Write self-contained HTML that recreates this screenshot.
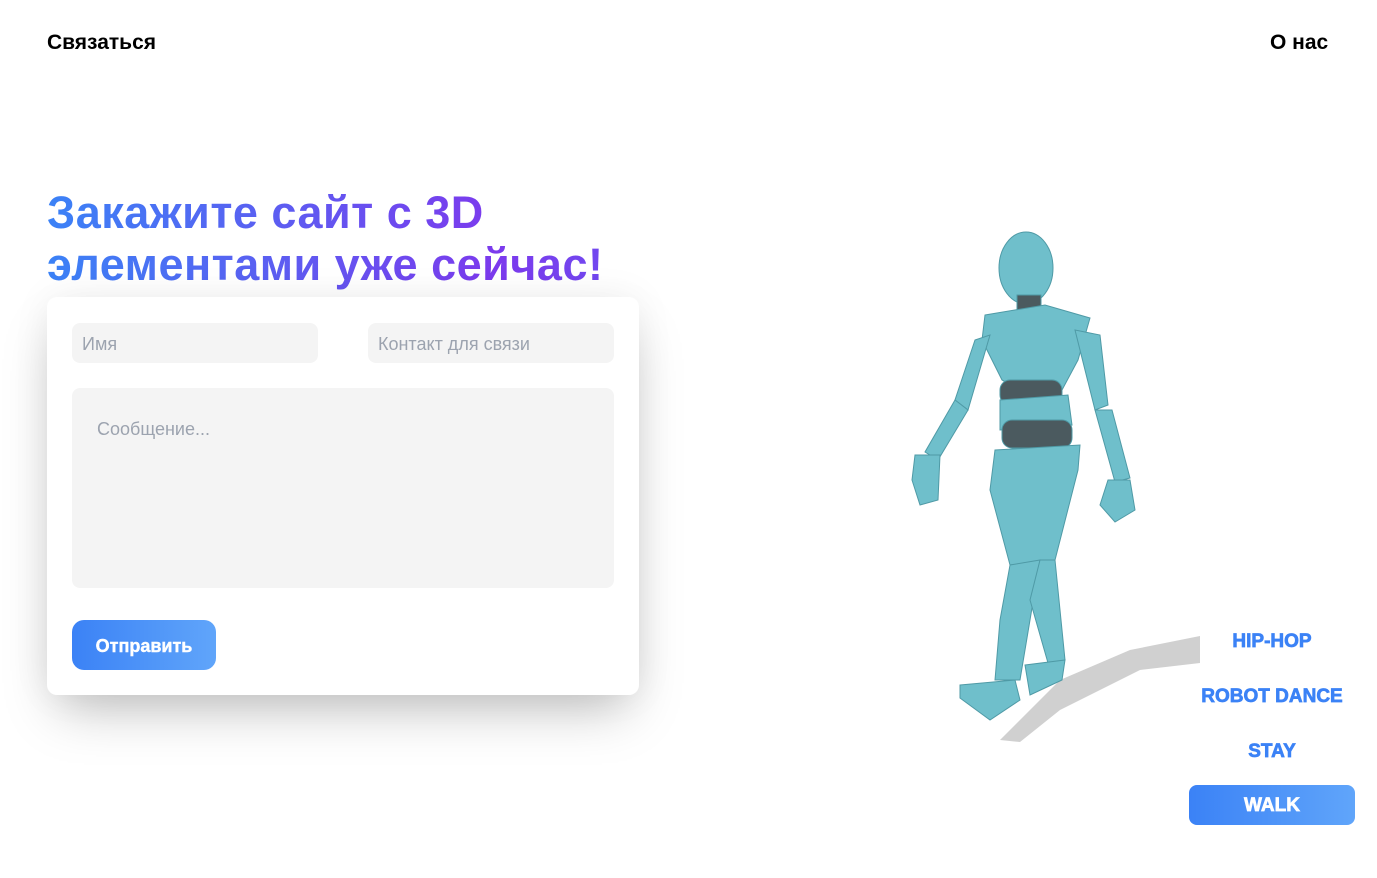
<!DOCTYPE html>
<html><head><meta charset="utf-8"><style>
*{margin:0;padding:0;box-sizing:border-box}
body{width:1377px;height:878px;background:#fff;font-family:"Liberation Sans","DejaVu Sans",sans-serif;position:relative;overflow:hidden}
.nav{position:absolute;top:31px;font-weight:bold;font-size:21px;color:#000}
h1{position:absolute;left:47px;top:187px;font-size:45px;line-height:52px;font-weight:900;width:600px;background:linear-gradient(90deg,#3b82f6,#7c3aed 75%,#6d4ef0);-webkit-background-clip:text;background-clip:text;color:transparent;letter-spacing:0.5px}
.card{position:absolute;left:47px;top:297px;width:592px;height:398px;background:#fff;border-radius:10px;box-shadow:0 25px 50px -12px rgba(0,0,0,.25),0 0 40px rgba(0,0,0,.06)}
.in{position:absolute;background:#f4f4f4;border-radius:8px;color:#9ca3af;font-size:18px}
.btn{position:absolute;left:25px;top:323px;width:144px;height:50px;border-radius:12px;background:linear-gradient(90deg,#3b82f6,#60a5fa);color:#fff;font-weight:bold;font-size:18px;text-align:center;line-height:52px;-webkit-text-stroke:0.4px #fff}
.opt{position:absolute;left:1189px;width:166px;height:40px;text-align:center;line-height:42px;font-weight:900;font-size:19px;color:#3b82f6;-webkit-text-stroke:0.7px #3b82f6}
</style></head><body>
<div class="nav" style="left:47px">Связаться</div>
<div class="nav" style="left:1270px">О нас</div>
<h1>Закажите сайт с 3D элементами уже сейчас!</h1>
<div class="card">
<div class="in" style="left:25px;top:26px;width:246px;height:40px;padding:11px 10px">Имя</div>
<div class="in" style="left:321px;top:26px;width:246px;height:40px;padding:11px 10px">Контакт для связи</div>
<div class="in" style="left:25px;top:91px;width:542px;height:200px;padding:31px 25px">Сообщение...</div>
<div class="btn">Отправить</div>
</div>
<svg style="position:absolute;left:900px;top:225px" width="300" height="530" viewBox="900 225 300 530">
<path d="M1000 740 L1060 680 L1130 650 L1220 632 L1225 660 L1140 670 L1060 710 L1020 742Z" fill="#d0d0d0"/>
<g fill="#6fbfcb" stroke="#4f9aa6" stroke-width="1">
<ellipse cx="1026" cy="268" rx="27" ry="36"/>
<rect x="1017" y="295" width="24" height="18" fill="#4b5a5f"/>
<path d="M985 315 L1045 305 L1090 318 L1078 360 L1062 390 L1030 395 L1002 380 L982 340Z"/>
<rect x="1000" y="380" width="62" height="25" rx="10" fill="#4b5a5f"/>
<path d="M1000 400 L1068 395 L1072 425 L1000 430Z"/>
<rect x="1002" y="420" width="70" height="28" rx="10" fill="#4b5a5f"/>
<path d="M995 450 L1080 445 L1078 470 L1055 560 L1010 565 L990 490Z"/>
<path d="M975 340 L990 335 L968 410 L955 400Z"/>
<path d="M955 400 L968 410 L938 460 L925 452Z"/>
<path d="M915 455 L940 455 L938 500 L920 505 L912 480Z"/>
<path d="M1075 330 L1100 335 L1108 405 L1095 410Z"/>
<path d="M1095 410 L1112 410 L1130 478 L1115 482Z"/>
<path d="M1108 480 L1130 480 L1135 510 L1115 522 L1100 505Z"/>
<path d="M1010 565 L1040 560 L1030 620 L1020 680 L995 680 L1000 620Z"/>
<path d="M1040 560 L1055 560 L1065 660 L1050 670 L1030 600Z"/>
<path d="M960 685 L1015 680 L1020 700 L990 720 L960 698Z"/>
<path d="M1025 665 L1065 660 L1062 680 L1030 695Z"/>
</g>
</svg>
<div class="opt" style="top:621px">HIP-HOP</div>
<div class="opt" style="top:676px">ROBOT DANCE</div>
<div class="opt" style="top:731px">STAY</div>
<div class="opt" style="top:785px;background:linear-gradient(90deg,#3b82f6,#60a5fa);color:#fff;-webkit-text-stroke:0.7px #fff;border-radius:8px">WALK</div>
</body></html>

**Task description:** Go through the listing above and quote it exactly, apart from its images.

**Answer to this task:**
Write self-contained HTML that recreates this screenshot.
<!DOCTYPE html>
<html><head><meta charset="utf-8"><style>
*{margin:0;padding:0;box-sizing:border-box}
body{width:1377px;height:878px;background:#fff;font-family:"Liberation Sans","DejaVu Sans",sans-serif;position:relative;overflow:hidden}
.nav{position:absolute;top:31px;font-weight:bold;font-size:21px;color:#000}
h1{position:absolute;left:47px;top:187px;font-size:45px;line-height:52px;font-weight:900;width:600px;background:linear-gradient(90deg,#3b82f6,#7c3aed 75%,#6d4ef0);-webkit-background-clip:text;background-clip:text;color:transparent;letter-spacing:0.5px}
.card{position:absolute;left:47px;top:297px;width:592px;height:398px;background:#fff;border-radius:10px;box-shadow:0 25px 50px -12px rgba(0,0,0,.25),0 0 40px rgba(0,0,0,.06)}
.in{position:absolute;background:#f4f4f4;border-radius:8px;color:#9ca3af;font-size:18px}
.btn{position:absolute;left:25px;top:323px;width:144px;height:50px;border-radius:12px;background:linear-gradient(90deg,#3b82f6,#60a5fa);color:#fff;font-weight:bold;font-size:18px;text-align:center;line-height:52px;-webkit-text-stroke:0.4px #fff}
.opt{position:absolute;left:1189px;width:166px;height:40px;text-align:center;line-height:42px;font-weight:900;font-size:19px;color:#3b82f6;-webkit-text-stroke:0.7px #3b82f6}
</style></head><body>
<div class="nav" style="left:47px">Связаться</div>
<div class="nav" style="left:1270px">О нас</div>
<h1>Закажите сайт с 3D элементами уже сейчас!</h1>
<div class="card">
<div class="in" style="left:25px;top:26px;width:246px;height:40px;padding:11px 10px">Имя</div>
<div class="in" style="left:321px;top:26px;width:246px;height:40px;padding:11px 10px">Контакт для связи</div>
<div class="in" style="left:25px;top:91px;width:542px;height:200px;padding:31px 25px">Сообщение...</div>
<div class="btn">Отправить</div>
</div>
<svg style="position:absolute;left:900px;top:225px" width="300" height="530" viewBox="900 225 300 530">
<path d="M1000 740 L1060 680 L1130 650 L1220 632 L1225 660 L1140 670 L1060 710 L1020 742Z" fill="#d0d0d0"/>
<g fill="#6fbfcb" stroke="#4f9aa6" stroke-width="1">
<ellipse cx="1026" cy="268" rx="27" ry="36"/>
<rect x="1017" y="295" width="24" height="18" fill="#4b5a5f"/>
<path d="M985 315 L1045 305 L1090 318 L1078 360 L1062 390 L1030 395 L1002 380 L982 340Z"/>
<rect x="1000" y="380" width="62" height="25" rx="10" fill="#4b5a5f"/>
<path d="M1000 400 L1068 395 L1072 425 L1000 430Z"/>
<rect x="1002" y="420" width="70" height="28" rx="10" fill="#4b5a5f"/>
<path d="M995 450 L1080 445 L1078 470 L1055 560 L1010 565 L990 490Z"/>
<path d="M975 340 L990 335 L968 410 L955 400Z"/>
<path d="M955 400 L968 410 L938 460 L925 452Z"/>
<path d="M915 455 L940 455 L938 500 L920 505 L912 480Z"/>
<path d="M1075 330 L1100 335 L1108 405 L1095 410Z"/>
<path d="M1095 410 L1112 410 L1130 478 L1115 482Z"/>
<path d="M1108 480 L1130 480 L1135 510 L1115 522 L1100 505Z"/>
<path d="M1010 565 L1040 560 L1030 620 L1020 680 L995 680 L1000 620Z"/>
<path d="M1040 560 L1055 560 L1065 660 L1050 670 L1030 600Z"/>
<path d="M960 685 L1015 680 L1020 700 L990 720 L960 698Z"/>
<path d="M1025 665 L1065 660 L1062 680 L1030 695Z"/>
</g>
</svg>
<div class="opt" style="top:621px">HIP-HOP</div>
<div class="opt" style="top:676px">ROBOT DANCE</div>
<div class="opt" style="top:731px">STAY</div>
<div class="opt" style="top:785px;background:linear-gradient(90deg,#3b82f6,#60a5fa);color:#fff;-webkit-text-stroke:0.7px #fff;border-radius:8px">WALK</div>
</body></html>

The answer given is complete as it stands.